“She must be having her period – that’s why she’s behaving irrationally” – these are some of the sexist jokes commonly heard in offices today.
But research has proven that far from being considered a joke, such statements are actually taken seriously.
A study from the University of Illinois-Chicago showed that when women express anger in a confrontation, their arguments are dismissed quickly because they are viewed as the more irrational gender.
Men, on the other hand, are seen as intimidating and influential when they express anger.
The study, led by psychologists Jessica Salerno of Arizona State University and Liana Peter-Hagene, involved a mock jury play out among 210 undergraduate participants to analyse their reaction towards women and men when they were in an argument.
The participants viewed a 17-minute presentation about a real case, in which a man was on trial for murdering his wife and then they were asked to give a vote of either guilty or not guilty.
After that the researchers arranged a number of jurors to discuss the case with the participants using a prepared script by researchers.

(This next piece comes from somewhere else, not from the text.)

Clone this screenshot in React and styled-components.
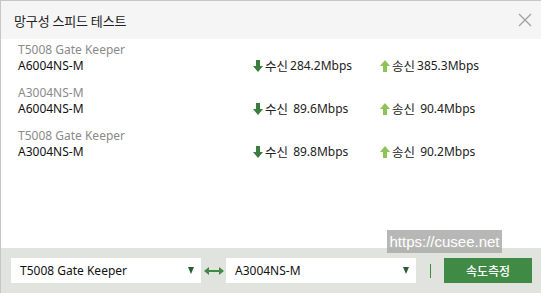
import React from "react";
import styled, { createGlobalStyle } from "styled-components";

const GlobalStyle = createGlobalStyle`
  html, body {
    margin: 0;
    padding: 0;
    background: #ffffff;
  }
  body {
    font-family: "Noto Sans", "Noto Sans CJK KR", sans-serif;
  }
`;

const Dialog = styled.div`
  position: relative;
  width: 541px;
  height: 293px;
  box-sizing: border-box;
  border-top: 1px solid #c6c6c6;
  border-left: 1px solid #c6c6c6;
  display: flex;
  flex-direction: column;
  background: #ffffff;
  overflow: hidden;
`;

const Header = styled.header`
  height: 38px;
  flex: none;
  background: #f5f5f5;
  display: flex;
  align-items: center;
  justify-content: space-between;
  padding: 0 8px 0 13px;
`;

const Title = styled.h1`
  margin: 0;
  font-size: 13px;
  font-weight: 400;
  color: #222;
  font-family: "Noto Sans CJK KR", sans-serif;
  letter-spacing: -0.1px;
`;

const CloseButton = styled.button`
  border: 0;
  background: transparent;
  padding: 0;
  width: 16px;
  height: 16px;
  display: flex;
  cursor: pointer;
`;

const Body = styled.main`
  flex: 1;
  padding: 3px 0 0 17px;
  display: flex;
  flex-direction: column;
  gap: 11px;
`;

const Row = styled.div`
  display: grid;
  grid-template-columns: 235px 127px auto;
  grid-template-rows: 16px 16px;
  font-size: 12px;
  line-height: 16px;
`;

const Source = styled.div`
  grid-column: 1 / 4;
  color: #8a8a8a;
`;

const Target = styled.div`
  color: #111;
`;

const Stat = styled.div`
  display: flex;
  align-items: center;
  gap: 2px;
  color: #222;
  white-space: pre;
`;

const Label = styled.span`
  font-family: "Noto Sans CJK KR", sans-serif;
  font-size: 12.5px;
`;

const Footer = styled.footer`
  height: 45px;
  flex: none;
  background: #e1e3de;
  display: flex;
  align-items: center;
  padding: 0 0 0 10px;
`;

const Select = styled.div`
  width: ${({ $width }) => $width}px;
  height: 25px;
  background: #ffffff;
  box-sizing: border-box;
  padding: 0 7px 0 9px;
  display: flex;
  align-items: center;
  justify-content: space-between;
  font-size: 12px;
  color: #111;
`;

const Caret = styled.span`
  width: 0;
  height: 0;
  border-left: 3.5px solid transparent;
  border-right: 3.5px solid transparent;
  border-top: 7px solid #2f5a36;
`;

const Swap = styled.span`
  width: 25px;
  display: flex;
  justify-content: center;
`;

const Divider = styled.span`
  width: 1px;
  height: 14px;
  background: #3f8a45;
  margin: 0 13px 0 14px;
`;

const MeasureButton = styled.button`
  width: 88px;
  height: 25px;
  border: 0;
  background: #3f8a45;
  color: #ffffff;
  font-size: 12px;
  font-family: "Noto Sans CJK KR", sans-serif;
  font-weight: 500;
  cursor: pointer;
`;

const Watermark = styled.div`
  position: absolute;
  left: 386px;
  top: 229px;
  width: 115px;
  height: 23px;
  background: rgba(170, 172, 168, 0.85);
  color: #ffffff;
  font-family: "Liberation Sans", sans-serif;
  font-size: 15px;
  line-height: 23px;
  text-align: center;
`;

const Arrow = ({ up, color }) => (
  <svg width="10" height="12" viewBox="0 0 10 12">
    {up ? (
      <polygon points="5,0 10,6 7,6 7,12 3,12 3,6 0,6" fill={color} />
    ) : (
      <polygon points="3,0 7,0 7,6 10,6 5,12 0,6 3,6" fill={color} />
    )}
  </svg>
);

const rows = [
  { from: "T5008 Gate Keeper", to: "A6004NS-M", down: "284.2Mbps", up: "385.3Mbps" },
  { from: "A3004NS-M", to: "A6004NS-M", down: " 89.6Mbps", up: " 90.4Mbps" },
  { from: "T5008 Gate Keeper", to: "A3004NS-M", down: " 89.8Mbps", up: " 90.2Mbps" },
];

const App = () => (
  <>
    <GlobalStyle />
    <Dialog>
      <Header>
        <Title>망구성 스피드 테스트</Title>
        <CloseButton aria-label="close">
          <svg width="16" height="16" viewBox="0 0 16 16">
            <path d="M2 2 L14 14 M14 2 L2 14" stroke="#a3a3a3" strokeWidth="1.4" />
          </svg>
        </CloseButton>
      </Header>
      <Body>
        {rows.map((r, i) => (
          <Row key={i}>
            <Source>{r.from}</Source>
            <Target>{r.to}</Target>
            <Stat>
              <Arrow color="#3a7d3e" />
              <Label>수신</Label> {r.down}
            </Stat>
            <Stat>
              <Arrow up color="#8cc45a" />
              <Label>송신</Label> {r.up}
            </Stat>
          </Row>
        ))}
      </Body>
      <Footer>
        <Select $width={190}>
          T5008 Gate Keeper
          <Caret />
        </Select>
        <Swap>
          <svg width="20" height="8" viewBox="0 0 20 8">
            <path d="M3 4 H17" stroke="#3f8a45" strokeWidth="2" />
            <polygon points="0,4 5,0 5,8" fill="#3f8a45" />
            <polygon points="20,4 15,0 15,8" fill="#3f8a45" />
          </svg>
        </Swap>
        <Select $width={190}>
          A3004NS-M
          <Caret />
        </Select>
        <Divider />
        <MeasureButton>속도측정</MeasureButton>
      </Footer>
      <Watermark>https://cusee.net</Watermark>
    </Dialog>
  </>
);

export default App;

After discussion with these fake jurors, participants were asked to report how confident they still felt in their initial verdict.

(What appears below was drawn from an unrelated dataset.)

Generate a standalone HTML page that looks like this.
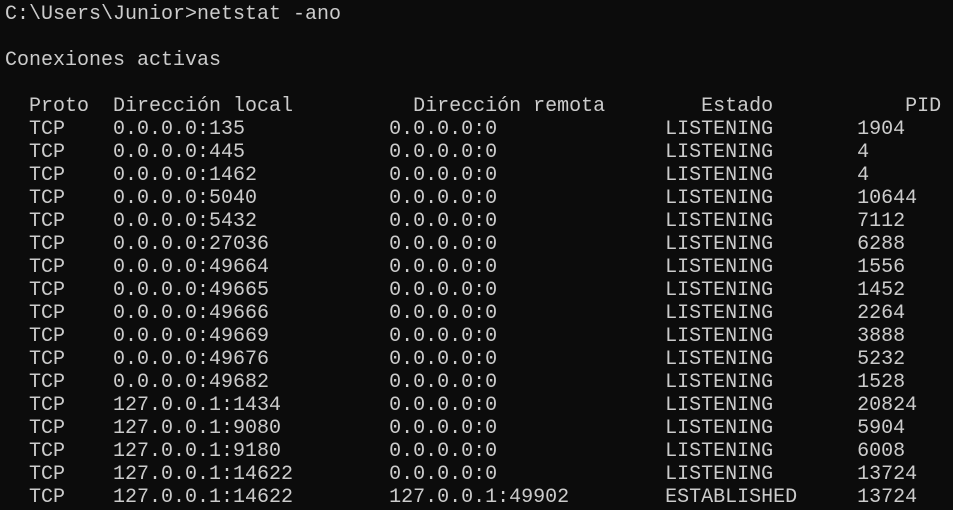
<!DOCTYPE html>
<html><head><meta charset="utf-8"><style>
html,body{margin:0;padding:0;background:#0c0c0c;width:953px;height:510px;overflow:hidden}
pre{margin:0;position:absolute;left:5px;top:3px;font-family:"Liberation Mono",monospace;font-size:20px;line-height:23px;color:#cccccc;white-space:pre}
</style></head><body><pre>C:\Users\Junior&gt;netstat -ano

Conexiones activas

  Proto  Dirección local          Dirección remota        Estado           PID
  TCP    0.0.0.0:135            0.0.0.0:0              LISTENING       1904
  TCP    0.0.0.0:445            0.0.0.0:0              LISTENING       4
  TCP    0.0.0.0:1462           0.0.0.0:0              LISTENING       4
  TCP    0.0.0.0:5040           0.0.0.0:0              LISTENING       10644
  TCP    0.0.0.0:5432           0.0.0.0:0              LISTENING       7112
  TCP    0.0.0.0:27036          0.0.0.0:0              LISTENING       6288
  TCP    0.0.0.0:49664          0.0.0.0:0              LISTENING       1556
  TCP    0.0.0.0:49665          0.0.0.0:0              LISTENING       1452
  TCP    0.0.0.0:49666          0.0.0.0:0              LISTENING       2264
  TCP    0.0.0.0:49669          0.0.0.0:0              LISTENING       3888
  TCP    0.0.0.0:49676          0.0.0.0:0              LISTENING       5232
  TCP    0.0.0.0:49682          0.0.0.0:0              LISTENING       1528
  TCP    127.0.0.1:1434         0.0.0.0:0              LISTENING       20824
  TCP    127.0.0.1:9080         0.0.0.0:0              LISTENING       5904
  TCP    127.0.0.1:9180         0.0.0.0:0              LISTENING       6008
  TCP    127.0.0.1:14622        0.0.0.0:0              LISTENING       13724
  TCP    127.0.0.1:14622        127.0.0.1:49902        ESTABLISHED     13724</pre></body></html>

The study found that when a male juror expressed anger when someone disagrees with him, the participants were more likely to doubt their own opinion.

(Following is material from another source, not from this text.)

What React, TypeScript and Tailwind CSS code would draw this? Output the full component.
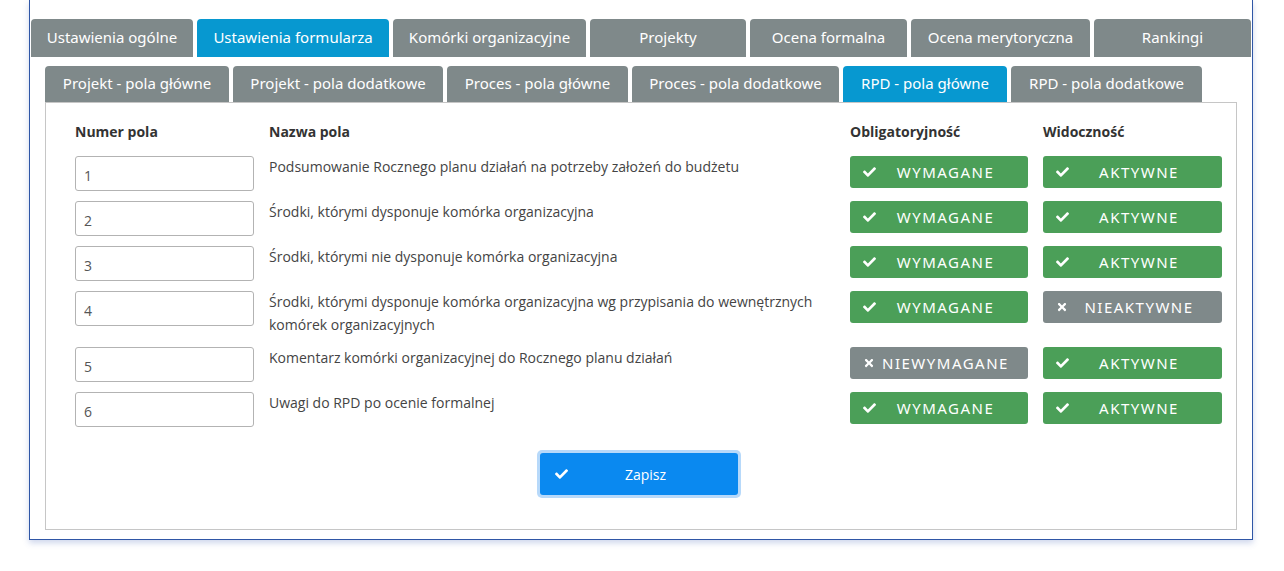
import { FaCheck, FaTimes } from "react-icons/fa";

const topTabs = [
  { label: "Ustawienia ogólne", w: "w-[162px]", active: false },
  { label: "Ustawienia formularza", w: "w-[192px]", active: true },
  { label: "Komórki organizacyjne", w: "w-[193px]", active: false },
  { label: "Projekty", w: "w-[156px]", active: false },
  { label: "Ocena formalna", w: "w-[157px]", active: false },
  { label: "Ocena merytoryczna", w: "w-[179px]", active: false },
  { label: "Rankingi", w: "w-[157px]", active: false },
];

const subTabs = [
  { label: "Projekt - pola główne", w: "w-[184px]", active: false },
  { label: "Projekt - pola dodatkowe", w: "w-[210px]", active: false },
  { label: "Proces - pola główne", w: "w-[181px]", active: false },
  { label: "Proces - pola dodatkowe", w: "w-[207px]", active: false },
  { label: "RPD - pola główne", w: "w-[164px]", active: true },
  { label: "RPD - pola dodatkowe", w: "w-[191px]", active: false },
];

const rows = [
  { num: "1", name: "Podsumowanie Rocznego planu działań na potrzeby założeń do budżetu", required: true, visible: true },
  { num: "2", name: "Środki, którymi dysponuje komórka organizacyjna", required: true, visible: true },
  { num: "3", name: "Środki, którymi nie dysponuje komórka organizacyjna", required: true, visible: true },
  {
    num: "4",
    name: "Środki, którymi dysponuje komórka organizacyjna wg przypisania do wewnętrznych komórek organizacyjnych",
    required: true,
    visible: false,
  },
  { num: "5", name: "Komentarz komórki organizacyjnej do Rocznego planu działań", required: false, visible: true },
  { num: "6", name: "Uwagi do RPD po ocenie formalnej", required: true, visible: true },
];

function Toggle({ on, onLabel, offLabel }: { on: boolean; onLabel: string; offLabel: string }) {
  return (
    <div
      className={`relative flex h-[32px] items-center justify-center rounded-[3px] pl-[13px] font-['Noto_Sans',sans-serif] text-[15px] uppercase tracking-[1.5px] text-white ${
        on ? "bg-[#4b9f58]" : "bg-[#7f898a]"
      }`}
    >
      <span className="absolute left-[13px] top-1/2 -translate-y-1/2">
        {on ? <FaCheck className="h-[13px] w-[13px]" /> : <FaTimes className="h-[12px] w-[12px]" />}
      </span>
      {on ? onLabel : offLabel}
    </div>
  );
}

export default function App() {
  return (
    <div className="min-h-screen bg-white pl-[29px] font-['Open_Sans',sans-serif]">
      <div className="w-[1224px] border-x border-b border-[#2f56a6] pb-[9px] pt-[19px] shadow-[0_3px_6px_rgba(60,90,180,0.25)]">
        <nav className="flex gap-[4px] pl-px font-['Noto_Sans',sans-serif]">
          {topTabs.map((t) => (
            <div
              key={t.label}
              className={`flex h-[38px] items-center justify-center rounded-t-[4px] pb-[2px] text-[15px] text-white ${t.w} ${
                t.active ? "bg-[#0798d0]" : "bg-[#7f898a]"
              }`}
            >
              {t.label}
            </div>
          ))}
        </nav>

        <div className="mx-[15px] mt-[9px]">
          <nav className="flex gap-[4px] font-['Noto_Sans',sans-serif]">
            {subTabs.map((t) => (
              <div
                key={t.label}
                className={`flex h-[36px] items-center justify-center rounded-t-[4px] pb-[2px] text-[15px] text-white ${t.w} ${
                  t.active ? "bg-[#0798d0]" : "bg-[#7f898a]"
                }`}
              >
                {t.label}
              </div>
            ))}
          </nav>

          <section className="border border-[#c6c6c6] px-[29px] pb-[31px] pt-[19px]">
            <div className="grid grid-cols-[179px_566px_178px_179px] gap-x-[15px] text-[14px] font-bold leading-[20px] text-[#333]">
              <div>Numer pola</div>
              <div>Nazwa pola</div>
              <div>Obligatoryjność</div>
              <div>Widoczność</div>
            </div>

            <div className="mt-[14px] flex flex-col gap-[10px]">
              {rows.map((r) => (
                <div
                  key={r.num}
                  className="grid grid-cols-[179px_566px_178px_179px] items-start gap-x-[15px] text-[14px] text-[#444]"
                >
                  <input
                    readOnly
                    value={r.num}
                    className="h-[35px] w-[179px] rounded-[3px] border border-[#b3b3b3] px-[8px] pt-[3px] text-[14px] text-[#555] outline-none"
                  />
                  <div className="-mt-px pb-px pr-[10px] leading-[23px]">{r.name}</div>
                  <Toggle on={r.required} onLabel="Wymagane" offLabel="Niewymagane" />
                  <Toggle on={r.visible} onLabel="Aktywne" offLabel="Nieaktywne" />
                </div>
              ))}
            </div>

            <div className="mt-[23px] flex justify-center pr-[4px]">
              <div className="rounded-[5px] bg-[#b7d9fa] p-[3px]">
                <button className="relative flex h-[42px] w-[198px] items-center justify-center rounded-[3px] bg-[#0a89f0] pl-[13px] text-[14px] text-white">
                  <FaCheck className="absolute left-[15px] top-1/2 h-[13px] w-[13px] -translate-y-1/2" />
                  Zapisz
                </button>
              </div>
            </div>
          </section>
        </div>
      </div>
    </div>
  );
}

However, when a female juror expressed anger, participants became significantly more confident in their own opinion over the course of deliberation.
The study concluded that expressing anger might lead men to gain influence, but women tend to lose influence over others even when making identical arguments.
“These diverging consequences might result in women potentially having less influence on societally important decisions than men,” the authors wrote in the study.